Quite often, these things only become stark if you turn them around. Imagine one of my male colleagues losing their job in the next financial restructuring, and looking for a job elsewhere. Imagine them applying for a job in a school where all the professors are female, and the Dean and the Vice Chancellor too. There are plenty of male junior lecturers, but from there on they become clear minority. If you talk to the men they say they are just not taken seriously, and are not listened to. All the females in power deny that there is any problem, and say that men and women are treated perfectly equally. Would they take the job? I wouldn't think so. But if you are a woman in Britain in science, That is the kind of job you can expect. And it is disheartening. And I am sad that I have the choice between keeping battling and trying to make a positive difference, trying to progress in my career even though it does feel like a battle, in order to at least add to the number of women above the rank of junior lecturer. And to show the female students that it can be done. If I can do it, then so can they. Or to leave and give up, and embark on an alternative career in which being female doesn't seem to be a millstone. Mind you, we have the next financial restructuring already in sight so I might not have that choice.

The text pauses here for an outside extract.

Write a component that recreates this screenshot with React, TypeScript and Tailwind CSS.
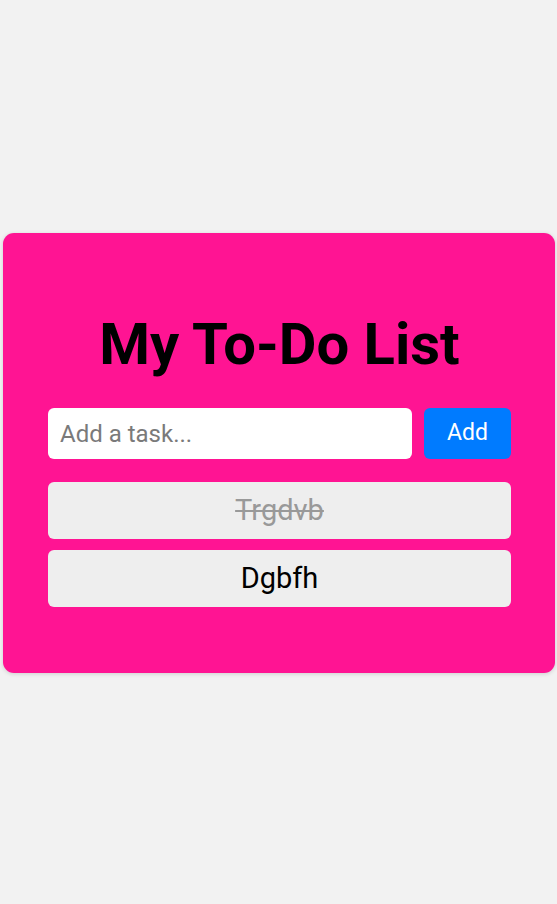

After all these years in science, I must say I am attracted by the idea of a job in a female-dominated environment. Should these exist? Well, no, of course not. In an ideal world, no profession would be dominated by one gender. But I have worked in male-dominated environments for decades. I could use a break. And I still love marine science, and I still love teaching, and I regularly realise how privileged I am to be paid to stick my nose in fascinating science, and communicating it to the students; in short, I still love my job. But I wish I were doing it in an environment that is as welcoming to women as a it is to men, and I personally feel that as it is, it isn't.